The master bedroom’s dark-stained hardwood floors are brightened by pale-yellow walls and accents of robin’s-egg blue in the furniture and window treatments. Beyond the fireplace and faux-bamboo, four-poster bed, bay windows open to views of Mussel Cove. A side door next to the windows leads out to a brick-and-stone patio surrounded by mature trees.
A well-appointed master bath, meticulously crafted by finish carpenter Mark Perry, also links the bedroom to the dressing room. Klingensmith revised the original floor plan to accommodate the white and yellow bathroom with double vanities, window seats, a soaking tub, and a large double shower. “This end of the house is truly a master getaway,” muses Klingensmith. “It is an escape from the rest of the home.”
Above this masterful master suite, the two girls have an entire floor to themselves.

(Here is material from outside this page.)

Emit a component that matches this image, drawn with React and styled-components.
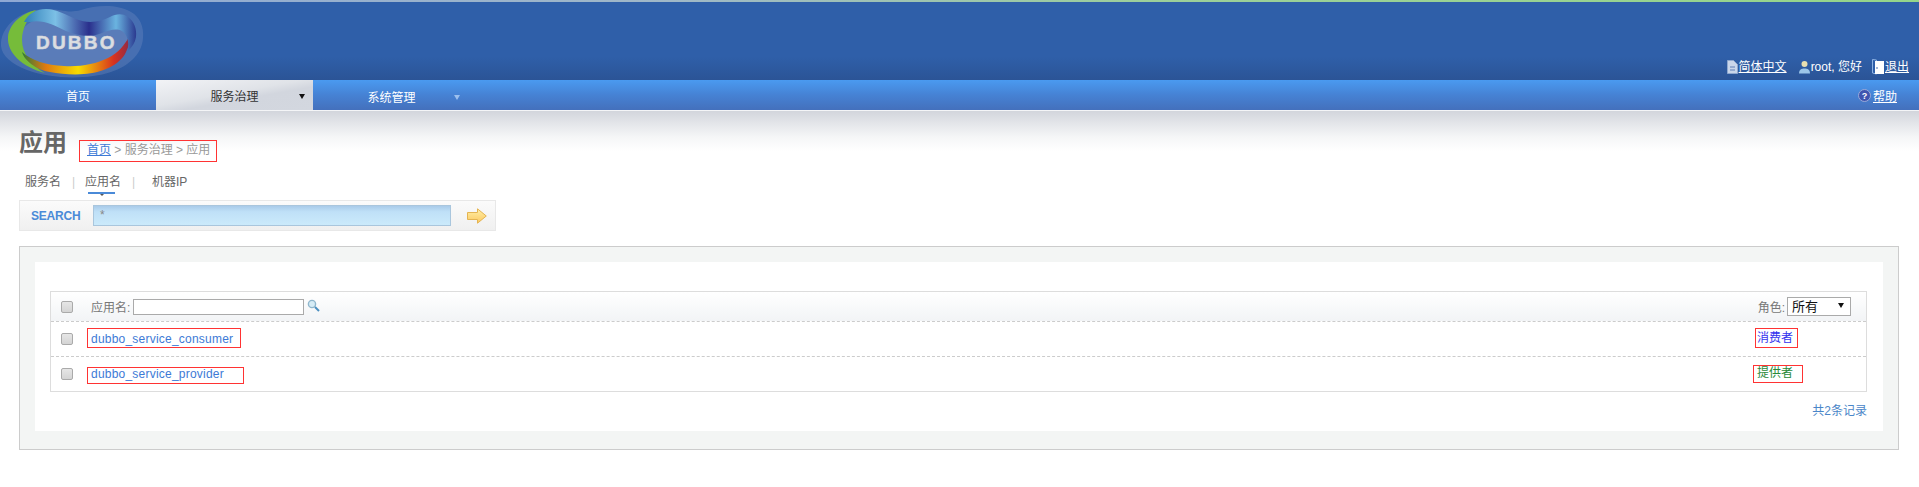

Klingensmith and Simonsen-Hickok designed each girl’s bed and bath with their personalities in mind. “Sophie’s room was outfitted around an inspirational blue toile fabric,” says Klingensmith, “and is a tailored expression of her love of horses and riding.” Ava’s room, on the other hand, was inspired by the five-year-old’s sweetness. “It incorporates lots of frilly feminine details like fringe and ruffles and scallops,” Klingensmith says, calling it a “fresh, peachy-pink cocoon that surrounds you when you enter.”
The Ease of Living
Dawn Hoffman doesn’t have to think long when considering her favorite characteristic of the Falmouth home: “The ease with which it flows,” she says. “It has great space and great flow without being too large, but it is still roomy enough to house a very large group of people.”
Refining the idea of how and why the home’s spaces work so well, Simonsen-Hickok says, “As a design team, we always remember there will be dogs, children, and guests milling around….Maine is all about stepping back, enjoying life, and appreciating what life has to offer.”
The house, according to Klingensmith, has “grown into a place where the Hoffmans want to spend more time together as a family. They want to spend holidays here—that is when we know we have done our job as designers.”